Bird excrement is once again prized as gold in Peru as a handful of islands off the nation’s Pacific coast are literally covered in tons and tons of guano.

“It is a natural, organic fertilizer and Peru is the only place in the world that it is exploited commercially in this way,” Rodolfo Beltran, director of Agrorural, Peru’s rural development agency, told AFP News.

“It has been a historical commodity in Peru and now it’s making a comeback. It has a great future.”

Peru is the number one producer of guano, ahead of Chile and Namibia.

Guano production took off from the 1840s and 1880s, which then accounted for most of money available in Peru’s national budget. 

Thousands of Chinese laborers, convicts and deserters died extracting guano.  Peru and Chile fought over the commodity during the War of the Pacific in 1879 through 1883.

Peru is taking a more sustainable approach to this oddest of natural resources.  Beltran told AFP “It’s a treasure of Peru, we are the only one in the world to have that.”

It all starts with looking after the birds; the Guanay cormorant, the Peruvian booby, the pelican and the marine ecosystem in which they thrive.

In Guanape Sur, one of the 21 islands three miles from the coast of Lambayeque in northern Peru, there are over half a million birds.

The birds own the skies and compete for almost every inch of the tiny island for nesting space.  The by-product is thousands of tons of guano.

About 280 laborers do the backbreaking work of collecting and bagging the guano into 110-pound sacks to be winched onto waiting barges and towed to Salaverry, which is a port of the northern Peruvian city of Trujillo.

The scientists expect to collect about 23,000 tons of it this year.

Guano can be sent abroad for organic fertilizers where it can command a high price tag.

Over 200,000 tons of it were exported a year in the past and distributed to about a million small organic farmers.

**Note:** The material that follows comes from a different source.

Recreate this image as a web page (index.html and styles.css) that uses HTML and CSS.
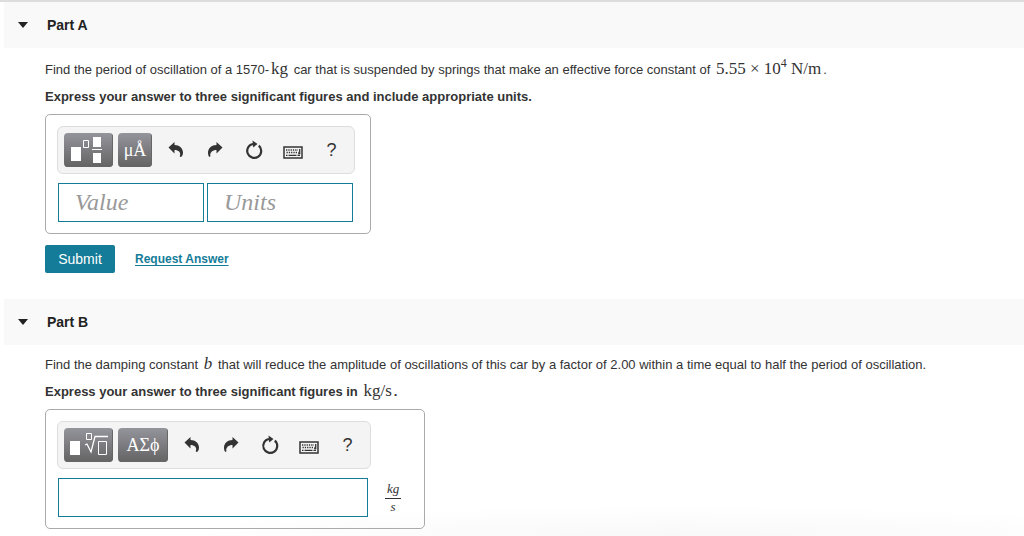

Most workers pack up and head home for a break after working for eight months on the islands.  A guard stays behind to protect the birds and their waste from poachers.

“It gets lonely, as you miss your family,” Juan Mendez told AFP. “But it is actually a nice job working with the birds.”

“The poachers can kill up to 200 birds in a single night,” he said. “They stun them with bright torch light and use a stick to kill them. Then they sell their meat… in cheap coastal markets.”

The seabird population has doubled in the past five years to about five million. 

The birds are still threatened by overfishing and the uncertain impact of climate change.

The birds rely on Peru’s coastal waters, which contain about 80 percent of the world’s biomass of anchovy and enables them to breed in such numbers.

However, the Humboldt current is crucial for the birds as it pushes cold water from Antarctica up to the equator.

Mendez told AFP that during this time, tens of thousands of seabird chicks or eggs perish.